Und, last but not least, sollten sich Unternehmen auf andere Kennzahlen als die Öffnungsrate alleine konzentrieren. In unserem Artikel "Öffnungs- und Klickraten sind nicht genug!" haben wir schon erklärt, weshalb Unternehmen nicht nur Öffnungs- oder Klickraten analysieren sollten. Und die Versender sollten auch stärker auf "negative Signale" achten, wie zum Beispiel Abmeldungen oder Spam-Beschwerden.

 

Was haben Sie bei Dialog-Mail zu dem Thema geplant?

Kornfeld: Da möchte ich nicht allzu sehr aus der Schule plaudern. Wir haben einige Ideen entwickelt, doch müssen wir uns erst ansehen, wie genau Apple das Feature technisch umsetzt. Denn davon ist abhängig, welche Maßnahmen getroffen werden können.

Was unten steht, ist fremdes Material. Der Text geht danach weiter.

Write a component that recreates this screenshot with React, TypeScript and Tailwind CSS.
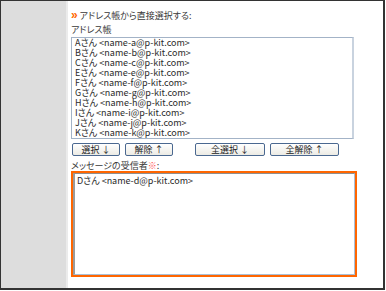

Es ist beispielsweise weiterhin möglich, das Betriebssystem (iOS 15) sowie das Mail-Programm (Apple Mail) zu erkennen. Dadurch können Nutzer von Apple Geräten weiterhin identifiziert werden und so könnte man zum Beispiel bei diesen die Öffnungsrate nicht mehr ausweisen oder auch auf Basis von historischen Werten die Öffnungsraten schätzen. Ideen gibt es also viele – welche davon sinnvoll sind, werden wir bald wissen.